How to Prepare Your Songs for Mastering

So you’ve found a great mastering engineer who will master your project for the right price. Congratulations! The hardest part is behind yo Now you have to get your files ready to be mastered… But what exactly does that mean? Here are a few things to keep in mind.

1. First of all, your songs must be mixed and ready to go. This means your final mixes are complete, and you have full-quality stereo audio files of each song. Remember, that’s full quality audio we’re talking about here; WAV or AIFF format, typically, and no MP3s. MP3s are not full quality audio files, and if you give them to your mastering engineer you are greatly limiting what he can do for your song. Make sure the bit depth is at 24 and sample rate is anywhere from 44.1khz (standard CD quality) to 96khz.

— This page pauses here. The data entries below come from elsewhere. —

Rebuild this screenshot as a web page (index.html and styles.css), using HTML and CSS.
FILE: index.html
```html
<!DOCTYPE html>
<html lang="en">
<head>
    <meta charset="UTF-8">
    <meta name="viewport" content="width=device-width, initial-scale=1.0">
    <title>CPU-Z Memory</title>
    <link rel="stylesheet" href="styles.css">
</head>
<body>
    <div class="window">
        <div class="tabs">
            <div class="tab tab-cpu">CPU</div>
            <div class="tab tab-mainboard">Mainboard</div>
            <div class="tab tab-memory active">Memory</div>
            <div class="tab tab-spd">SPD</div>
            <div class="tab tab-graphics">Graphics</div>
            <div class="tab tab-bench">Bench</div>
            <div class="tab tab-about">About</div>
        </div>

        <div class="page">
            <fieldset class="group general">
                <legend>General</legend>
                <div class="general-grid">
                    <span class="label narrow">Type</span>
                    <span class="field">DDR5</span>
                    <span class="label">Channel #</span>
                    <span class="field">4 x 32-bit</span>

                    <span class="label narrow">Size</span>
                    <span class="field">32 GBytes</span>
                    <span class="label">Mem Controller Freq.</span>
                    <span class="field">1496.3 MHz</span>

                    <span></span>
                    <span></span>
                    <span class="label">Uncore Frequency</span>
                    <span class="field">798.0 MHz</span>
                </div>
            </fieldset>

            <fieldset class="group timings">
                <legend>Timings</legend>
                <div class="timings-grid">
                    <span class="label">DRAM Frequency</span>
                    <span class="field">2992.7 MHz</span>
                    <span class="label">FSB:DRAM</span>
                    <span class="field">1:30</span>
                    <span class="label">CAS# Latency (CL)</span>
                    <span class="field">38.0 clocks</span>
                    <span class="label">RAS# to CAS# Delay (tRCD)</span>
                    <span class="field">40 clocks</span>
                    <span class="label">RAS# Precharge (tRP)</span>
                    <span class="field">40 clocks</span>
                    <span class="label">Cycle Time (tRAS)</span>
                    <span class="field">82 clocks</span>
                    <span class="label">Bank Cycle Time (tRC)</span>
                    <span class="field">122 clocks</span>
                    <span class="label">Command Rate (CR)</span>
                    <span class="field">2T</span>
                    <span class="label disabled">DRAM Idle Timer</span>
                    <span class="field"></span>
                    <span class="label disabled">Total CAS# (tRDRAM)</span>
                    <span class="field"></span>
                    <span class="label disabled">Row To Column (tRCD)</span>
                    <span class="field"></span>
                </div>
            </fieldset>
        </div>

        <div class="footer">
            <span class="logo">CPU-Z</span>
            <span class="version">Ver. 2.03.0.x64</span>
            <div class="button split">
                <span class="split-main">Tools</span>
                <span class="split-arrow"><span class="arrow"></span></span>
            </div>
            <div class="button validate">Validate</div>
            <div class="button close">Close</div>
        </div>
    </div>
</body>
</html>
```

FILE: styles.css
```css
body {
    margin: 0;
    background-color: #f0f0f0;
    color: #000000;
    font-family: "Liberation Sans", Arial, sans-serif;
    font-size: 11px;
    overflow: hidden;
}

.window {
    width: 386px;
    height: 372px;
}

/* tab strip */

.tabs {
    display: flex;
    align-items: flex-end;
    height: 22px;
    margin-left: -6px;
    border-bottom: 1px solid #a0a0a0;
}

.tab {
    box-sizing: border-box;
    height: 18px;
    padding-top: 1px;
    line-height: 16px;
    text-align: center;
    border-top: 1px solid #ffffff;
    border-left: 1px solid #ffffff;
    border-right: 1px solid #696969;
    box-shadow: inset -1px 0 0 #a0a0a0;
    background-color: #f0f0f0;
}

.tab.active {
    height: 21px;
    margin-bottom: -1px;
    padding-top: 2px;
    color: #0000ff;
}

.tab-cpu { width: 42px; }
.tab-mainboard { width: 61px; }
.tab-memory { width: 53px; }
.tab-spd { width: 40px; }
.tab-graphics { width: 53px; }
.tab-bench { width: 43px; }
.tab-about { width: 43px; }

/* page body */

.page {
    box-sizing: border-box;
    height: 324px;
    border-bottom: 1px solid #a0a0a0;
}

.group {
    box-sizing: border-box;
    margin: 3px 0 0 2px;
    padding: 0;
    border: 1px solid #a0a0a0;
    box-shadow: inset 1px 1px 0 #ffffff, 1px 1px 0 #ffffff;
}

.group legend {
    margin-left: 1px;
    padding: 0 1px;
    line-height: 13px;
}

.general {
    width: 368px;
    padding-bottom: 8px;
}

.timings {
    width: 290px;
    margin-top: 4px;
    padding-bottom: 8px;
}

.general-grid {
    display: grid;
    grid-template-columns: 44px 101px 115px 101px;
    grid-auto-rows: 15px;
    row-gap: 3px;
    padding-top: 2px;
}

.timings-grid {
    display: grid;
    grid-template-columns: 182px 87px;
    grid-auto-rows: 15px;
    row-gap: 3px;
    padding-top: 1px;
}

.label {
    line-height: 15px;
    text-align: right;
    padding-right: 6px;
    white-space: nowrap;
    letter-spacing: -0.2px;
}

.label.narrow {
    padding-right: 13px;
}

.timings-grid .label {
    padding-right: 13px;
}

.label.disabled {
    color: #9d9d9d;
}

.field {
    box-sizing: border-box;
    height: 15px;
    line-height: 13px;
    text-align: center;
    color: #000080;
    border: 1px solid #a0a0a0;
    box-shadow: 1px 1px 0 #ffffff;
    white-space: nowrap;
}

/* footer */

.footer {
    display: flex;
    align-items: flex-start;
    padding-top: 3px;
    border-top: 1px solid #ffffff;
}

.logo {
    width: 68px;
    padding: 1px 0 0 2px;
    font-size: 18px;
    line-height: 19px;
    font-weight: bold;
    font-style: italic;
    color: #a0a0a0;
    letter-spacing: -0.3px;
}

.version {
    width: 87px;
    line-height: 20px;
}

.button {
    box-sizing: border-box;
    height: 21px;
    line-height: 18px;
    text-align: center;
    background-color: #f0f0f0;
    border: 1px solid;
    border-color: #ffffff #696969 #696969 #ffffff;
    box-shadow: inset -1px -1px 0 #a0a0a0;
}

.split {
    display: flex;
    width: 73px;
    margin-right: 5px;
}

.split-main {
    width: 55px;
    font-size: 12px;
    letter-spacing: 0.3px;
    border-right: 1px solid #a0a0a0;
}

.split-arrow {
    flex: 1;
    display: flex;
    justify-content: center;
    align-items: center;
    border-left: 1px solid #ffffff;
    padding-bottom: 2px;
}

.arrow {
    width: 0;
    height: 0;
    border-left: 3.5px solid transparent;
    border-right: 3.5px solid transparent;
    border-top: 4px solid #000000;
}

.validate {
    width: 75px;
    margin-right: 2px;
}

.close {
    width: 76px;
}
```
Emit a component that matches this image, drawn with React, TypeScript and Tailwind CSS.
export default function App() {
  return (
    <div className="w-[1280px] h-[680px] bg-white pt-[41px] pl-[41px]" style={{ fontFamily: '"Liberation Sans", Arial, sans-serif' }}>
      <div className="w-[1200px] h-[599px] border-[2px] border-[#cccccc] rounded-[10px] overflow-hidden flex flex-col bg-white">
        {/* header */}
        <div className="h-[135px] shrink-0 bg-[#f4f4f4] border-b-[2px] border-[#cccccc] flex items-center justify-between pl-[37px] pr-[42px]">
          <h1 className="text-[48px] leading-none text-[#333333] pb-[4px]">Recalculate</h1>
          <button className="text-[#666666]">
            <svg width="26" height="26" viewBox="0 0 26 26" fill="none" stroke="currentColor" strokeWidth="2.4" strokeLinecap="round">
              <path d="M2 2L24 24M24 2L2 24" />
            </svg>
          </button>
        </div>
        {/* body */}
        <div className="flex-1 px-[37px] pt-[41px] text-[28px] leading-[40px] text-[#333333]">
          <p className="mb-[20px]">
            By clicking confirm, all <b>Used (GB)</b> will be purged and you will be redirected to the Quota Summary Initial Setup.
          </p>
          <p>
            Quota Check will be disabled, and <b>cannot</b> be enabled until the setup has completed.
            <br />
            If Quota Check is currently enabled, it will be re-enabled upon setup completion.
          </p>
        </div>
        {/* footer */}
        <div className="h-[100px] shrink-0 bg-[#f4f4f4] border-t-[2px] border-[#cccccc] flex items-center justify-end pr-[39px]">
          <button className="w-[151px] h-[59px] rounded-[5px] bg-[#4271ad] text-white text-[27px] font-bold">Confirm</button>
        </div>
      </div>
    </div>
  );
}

2. You’ll want to take off any compression and limiting you may have on your mix. Effects on individual tracks are OK, but the stereo file should be uncompressed and unlimited. It may sound a little quiet, but that’s actually a good thing—it means your mastering engineer will have plenty of “headroom” to add as much compression and limiting as he feels is necessary without the track distorting.

3. Be sure the EQ on the mix is well-balanced. If they’re not, the mastering engineer may find it difficult to adjust certain frequencies in your master while keeping the overall sound nice and even.

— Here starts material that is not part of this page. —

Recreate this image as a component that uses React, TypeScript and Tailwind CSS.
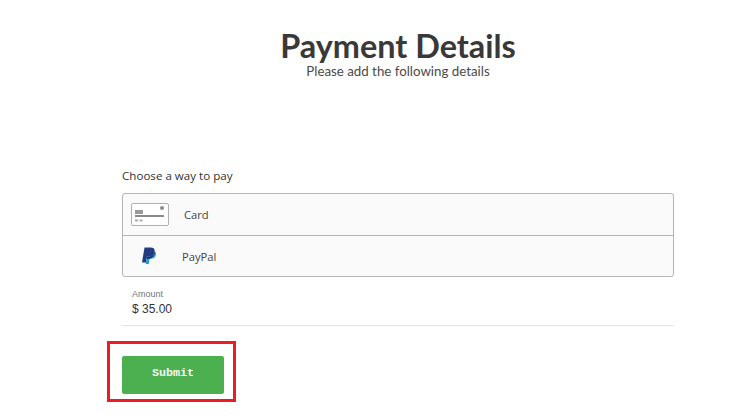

4. Come prepared to describe what you want. While all of the above steps are technical and deal with the audio file itself, you can help the mastering engineer (and yourself) by having a good idea of what you want beforehand. Bring reference tracks of songs and albums you love the sound of. Engineers always appreciate a tangible example to work from instead of abstract descriptions of how you want your album to sound. Bring other CDs so they get a good idea of what you’re talking about.

If you follow the four steps above, you should be well on your way to getting yourself a great mastering job. And your mastering engineer will appreciate that you’ve made life a little easier for him… Who knows, maybe he’ll do an extra special good job on your project!